── Raw data ──

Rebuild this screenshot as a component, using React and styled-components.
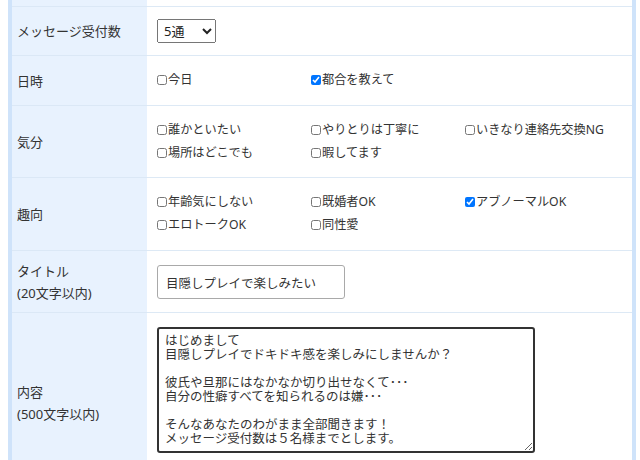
import React from "react";
import styled, { createGlobalStyle } from "styled-components";

const FONT = `"Noto Sans", "Noto Sans CJK JP", sans-serif`;

const Global = createGlobalStyle`
  html, body { margin: 0; padding: 0; background: #fff; }
  body { font-family: ${FONT}; color: #333; overflow: hidden; }
`;

const Table = styled.div`
  margin: 0 4px 0 8px;
  border-left: 4px solid #cfe3fa;
  border-right: 4px solid #cfe3fa;
  display: grid;
  grid-template-columns: 135px 1fr;
`;

const Label = styled.div`
  background: #e8f2fe;
  border-bottom: 1px solid #dbe8f6;
  display: flex;
  align-items: center;
  padding-left: 5px;
  font-size: 13px;
  line-height: 22px;
  color: #333;
  white-space: pre-line;
`;

const Cell = styled.div`
  border-bottom: 1px solid #dde9f5;
  padding: ${(p) => p.$pad || "15px 0 16px"};
  padding-left: 10px;
  display: flex;
  align-items: flex-start;
`;

const Select = styled.select`
  width: 59px;
  height: 24px;
  font-family: ${FONT};
  font-size: 13px;
  color: #222;
  padding: 0 2px;
`;

const Checks = styled.div`
  display: grid;
  grid-template-columns: repeat(3, 154px);
  row-gap: 5px;
`;

const Check = styled.label`
  display: flex;
  align-items: center;
  font-size: 12.2px;
  line-height: 18px;
  color: #333;
  white-space: nowrap;
  input {
    width: 10px;
    height: 10px;
    margin: 0 1px 0 0;
  }
`;

const TextInput = styled.input`
  box-sizing: border-box;
  width: 188px;
  height: 34px;
  border: 1px solid #a9a9a9;
  border-radius: 3px;
  padding: 0 8px;
  font-family: ${FONT};
  font-size: 12.5px;
  color: #333;
`;

const TextArea = styled.textarea`
  box-sizing: border-box;
  width: 378px;
  height: 126px;
  border: 2px solid #333;
  border-radius: 3px;
  padding: 5px 6px;
  font-family: ${FONT};
  font-size: 12.5px;
  line-height: 14px;
  color: #333;
  outline: none;
  margin: 0;
`;

const CheckGroup = ({ items }) => (
  <Checks>
    {items.map((it, i) => (
      <Check key={i}>
        <input type="checkbox" defaultChecked={it.c} />
        {it.t}
      </Check>
    ))}
  </Checks>
);

const message =
  "はじめまして\n目隠しプレイでドキドキ感を楽しみにしませんか？\n\n彼氏や旦那にはなかなか切り出せなくて･･･\n自分の性癖すべてを知られるのは嫌･･･\n\nそんなあなたのわがまま全部聞きます！\nメッセージ受付数は５名様までとします。";

export default function App() {
  return (
    <>
      <Global />
      <Table>
        <Label />
        <Cell $pad="6px 0 0" />

        <Label>メッセージ受付数</Label>
        <Cell $pad="12px 0 12px">
          <Select defaultValue="5">
            <option value="5">5通</option>
          </Select>
        </Cell>

        <Label>日時</Label>
        <Cell $pad="15px 0 16px">
          <CheckGroup items={[{ t: "今日" }, { t: "都合を教えて", c: true }]} />
        </Cell>

        <Label>気分</Label>
        <Cell $pad="15px 0 15px">
          <CheckGroup
            items={[
              { t: "誰かといたい" },
              { t: "やりとりは丁寧に" },
              { t: "いきなり連絡先交換NG" },
              { t: "場所はどこでも" },
              { t: "暇してます" },
            ]}
          />
        </Cell>

        <Label>趣向</Label>
        <Cell $pad="15px 0 16px">
          <CheckGroup
            items={[
              { t: "年齢気にしない" },
              { t: "既婚者OK" },
              { t: "アブノーマルOK", c: true },
              { t: "エロトークOK" },
              { t: "同性愛" },
            ]}
          />
        </Cell>

        <Label>{"タイトル\n(20文字以内)"}</Label>
        <Cell $pad="14px 0 13px">
          <TextInput defaultValue="目隠しプレイで楽しみたい" />
        </Cell>

        <Label>{"内容\n(500文字以内)"}</Label>
        <Cell $pad="14px 0 40px">
          <TextArea defaultValue={message} spellCheck={false} />
        </Cell>
      </Table>
    </>
  );
}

───

Omit every picture while copying the listing above exactly.

▸ Response to the exercise:
Rebuild this screenshot as a component, using React and styled-components.
import React from "react";
import styled, { createGlobalStyle } from "styled-components";

const FONT = `"Noto Sans", "Noto Sans CJK JP", sans-serif`;

const Global = createGlobalStyle`
  html, body { margin: 0; padding: 0; background: #fff; }
  body { font-family: ${FONT}; color: #333; overflow: hidden; }
`;

const Table = styled.div`
  margin: 0 4px 0 8px;
  border-left: 4px solid #cfe3fa;
  border-right: 4px solid #cfe3fa;
  display: grid;
  grid-template-columns: 135px 1fr;
`;

const Label = styled.div`
  background: #e8f2fe;
  border-bottom: 1px solid #dbe8f6;
  display: flex;
  align-items: center;
  padding-left: 5px;
  font-size: 13px;
  line-height: 22px;
  color: #333;
  white-space: pre-line;
`;

const Cell = styled.div`
  border-bottom: 1px solid #dde9f5;
  padding: ${(p) => p.$pad || "15px 0 16px"};
  padding-left: 10px;
  display: flex;
  align-items: flex-start;
`;

const Select = styled.select`
  width: 59px;
  height: 24px;
  font-family: ${FONT};
  font-size: 13px;
  color: #222;
  padding: 0 2px;
`;

const Checks = styled.div`
  display: grid;
  grid-template-columns: repeat(3, 154px);
  row-gap: 5px;
`;

const Check = styled.label`
  display: flex;
  align-items: center;
  font-size: 12.2px;
  line-height: 18px;
  color: #333;
  white-space: nowrap;
  input {
    width: 10px;
    height: 10px;
    margin: 0 1px 0 0;
  }
`;

const TextInput = styled.input`
  box-sizing: border-box;
  width: 188px;
  height: 34px;
  border: 1px solid #a9a9a9;
  border-radius: 3px;
  padding: 0 8px;
  font-family: ${FONT};
  font-size: 12.5px;
  color: #333;
`;

const TextArea = styled.textarea`
  box-sizing: border-box;
  width: 378px;
  height: 126px;
  border: 2px solid #333;
  border-radius: 3px;
  padding: 5px 6px;
  font-family: ${FONT};
  font-size: 12.5px;
  line-height: 14px;
  color: #333;
  outline: none;
  margin: 0;
`;

const CheckGroup = ({ items }) => (
  <Checks>
    {items.map((it, i) => (
      <Check key={i}>
        <input type="checkbox" defaultChecked={it.c} />
        {it.t}
      </Check>
    ))}
  </Checks>
);

const message =
  "はじめまして\n目隠しプレイでドキドキ感を楽しみにしませんか？\n\n彼氏や旦那にはなかなか切り出せなくて･･･\n自分の性癖すべてを知られるのは嫌･･･\n\nそんなあなたのわがまま全部聞きます！\nメッセージ受付数は５名様までとします。";

export default function App() {
  return (
    <>
      <Global />
      <Table>
        <Label />
        <Cell $pad="6px 0 0" />

        <Label>メッセージ受付数</Label>
        <Cell $pad="12px 0 12px">
          <Select defaultValue="5">
            <option value="5">5通</option>
          </Select>
        </Cell>

        <Label>日時</Label>
        <Cell $pad="15px 0 16px">
          <CheckGroup items={[{ t: "今日" }, { t: "都合を教えて", c: true }]} />
        </Cell>

        <Label>気分</Label>
        <Cell $pad="15px 0 15px">
          <CheckGroup
            items={[
              { t: "誰かといたい" },
              { t: "やりとりは丁寧に" },
              { t: "いきなり連絡先交換NG" },
              { t: "場所はどこでも" },
              { t: "暇してます" },
            ]}
          />
        </Cell>

        <Label>趣向</Label>
        <Cell $pad="15px 0 16px">
          <CheckGroup
            items={[
              { t: "年齢気にしない" },
              { t: "既婚者OK" },
              { t: "アブノーマルOK", c: true },
              { t: "エロトークOK" },
              { t: "同性愛" },
            ]}
          />
        </Cell>

        <Label>{"タイトル\n(20文字以内)"}</Label>
        <Cell $pad="14px 0 13px">
          <TextInput defaultValue="目隠しプレイで楽しみたい" />
        </Cell>

        <Label>{"内容\n(500文字以内)"}</Label>
        <Cell $pad="14px 0 40px">
          <TextArea defaultValue={message} spellCheck={false} />
        </Cell>
      </Table>
    </>
  );
}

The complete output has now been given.